Filipino senior citizens can get income support from either of two pension schemes – SSS for private sector employees or Government Service Insurance System (GSIS) for government employees – or the monthly stipend under the Expanded Senior Citizens Act of 2010. Overall pension coverage is narrow and shallow despite these three options.
Only 3.4 million or 42.9% of our elderly receive pensions from the SSS, GSIS, and under the senior citizens law. The 2.2 million (27% of elderly) SSS pensioners today receive at least the minimum P1,200 per month with the average reportedly at some P3,200 per month. There are around 272,000 (3.5%) GSIS pensioners receiving at least the minimum of P5,000 per month. Lastly, some 940,000 (12%) senior citizens receive a fixed amount of P500 monthly.
This means that almost six out of ten (57%) elderly Filipinos, or some 4.5 million, are outright not covered at all and don’t receive any pensions. This also means that almost 97% of elderly Filipinos, or around 7.5 million, are either not covered or receive pensions below a reasonable poverty threshold. Only the 3.5% of elderly receiving GSIS pensions are brought above the poverty threshold.
Coverage is poor because the country’s main pension schemes are designed as an individualistic mechanism more than real social security. The SSS and GSIS are contributory schemes that only cover their members, whose membership depends on member contributions, and whose level of benefit depends on the level of member contributions.
This appeals to neoliberally-minded folks whose guiding principle for society is that individuals are only to be rewarded based on personal effort and who believe structural inequities are natural, just, necessary, or all of these. But the problems of basing pensions on regular work-based contributions in the Philippine context of so much joblessness and pervasive irregular and low-paying employment are clear.

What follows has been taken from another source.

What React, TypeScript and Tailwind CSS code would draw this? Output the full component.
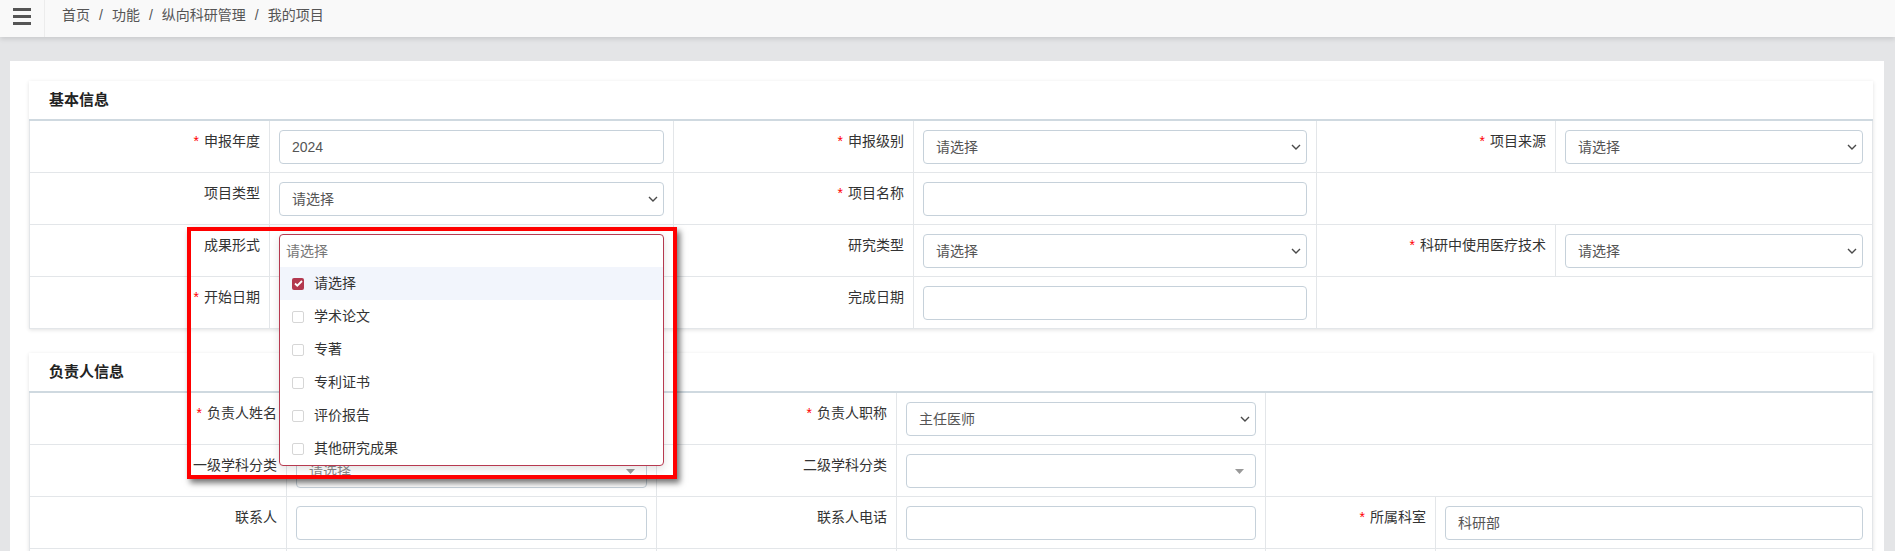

IBON’s estimates some 4.2 to 4.3 unemployed Filipinos. This is already some 10% of the labour force who are likely to have difficulty making consistent payments, if any. Having employment is not even assurance of becoming an active and qualified SSS member. IBON estimates that 22.4 million Filipinos, or almost six out of ten (58%) of total employed, are non-regular workers, agency-hired workers, or in the informal sector with at best erratic ability to pay contributions. This is consistent with how SSS officials themselves explain that they are unable to collect from over six out of ten (62%) of their members – hence collecting payments from only 12 million, or 38%, of their some 32 million members.
Most families cannot really afford to spare cash for the premiums because of their very low incomes. Around 11.2 million Filipino families try to make do with just P10,413 or much less a month and another 5.8 million with only up to around P18,128. These family incomes are below the P19,000 realistically needed to keep an average family with five members just barely out of poverty.
These mean that strictly linking benefit levels to member contributions is self-defeating. Low incomes in the present will be reduced further, while pensions in the future will still be inadequate. And yet these are the very workers, farmers, fisherfolk, informal sector workers, and their families on the knife edge of subsistence and without wealth whose elderly face insecurity in their old age.